I wish I would’ve had a camera back then, because the sunsets alone were priceless. But then there are the countless memories of Katrina Petrovisky-Mouskewicz (the best cat ever), Amber and her fearless blind cat Kati and her mischievous rat Hannah, Craig, Kevin, Jeri, Meechai, Pelsang and the constantly rotating crowd of Tibetans, Erika, Daniel and the constantly rotating crowd of Brazilians, Henry, Morgan, Kristi, Amanda and Simon; the house parties until 4:00 a.m., Decemberists sing-alongs until the wee hours, mix CD’s which I still cherish and enjoy to this day, Jake and Skip flicking cigarettes from the fire escape to the street below, endless hours of recording my parts for Crystin Byrd’s “My Silence” CD, S.S. Flint and her pencil drawing, Jaime and Becky’s “Bus Song” and “12 Step”, rolling up the rug and recording the sound of Laurena the flamenco dancer weaving her magic spell, playing the cello badly while Andrea played the piano beautifully, climbing onto the roof for no reason at all, reading in the sun on the fire escape, seeing BoringFish again, walking with my guitars to the recording sessions at Jackpot, and a myriad of other things.

Here are some pictures of the apartment and me at the time. I have more, but they’re not on this computer. The best ones of all are the ones in my mind, anyway. The two gables on the right (top floor) are that apartment. Yes, I had a fireplace. And yes, I used it often.

I lived there for three and a half years, from when I was 30 and change to when I was 34. Moving out of there, while it wasn’t easy, was the right thing to do at the time. Sure was sad, though. It was by far my favorite place that I’ve ever lived, and I fully appreciated it the whole time I was there. I look back on it fondly as the place that I lived during the biggest changes of my entire life.

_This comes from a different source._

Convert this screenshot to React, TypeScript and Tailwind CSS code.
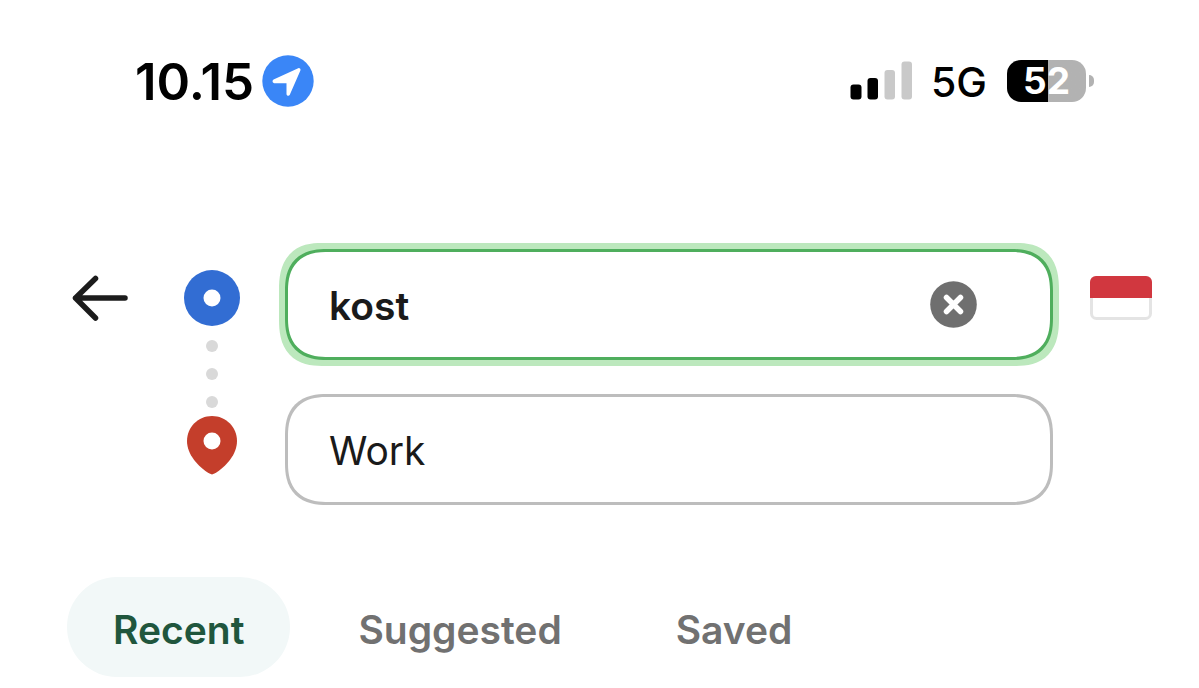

LoveItLoveItLoveItMissItLoveIt.

[edit: Incidentally, my gesture in the bottom picture has prompted a few questions. Since Crystin Byrd is the one who took that picture, I was doing an imitation of something our bass player and his girlfriend at the time used to do, which was to randomly make that face and gesture, and at the same time make the sound of a hissing cobra. It was very funny, and they would do it all the time. They might sneak up on each other in the kitchen, or it could be just as likely to happen when they were sitting and watching a movie. They could do it in a romantic and funny way too.

So there you have it. Not that it's going to make any more sense, but at least you know the context, and that it's not a "Hey, baby, lemme grab ya" expression or anything.]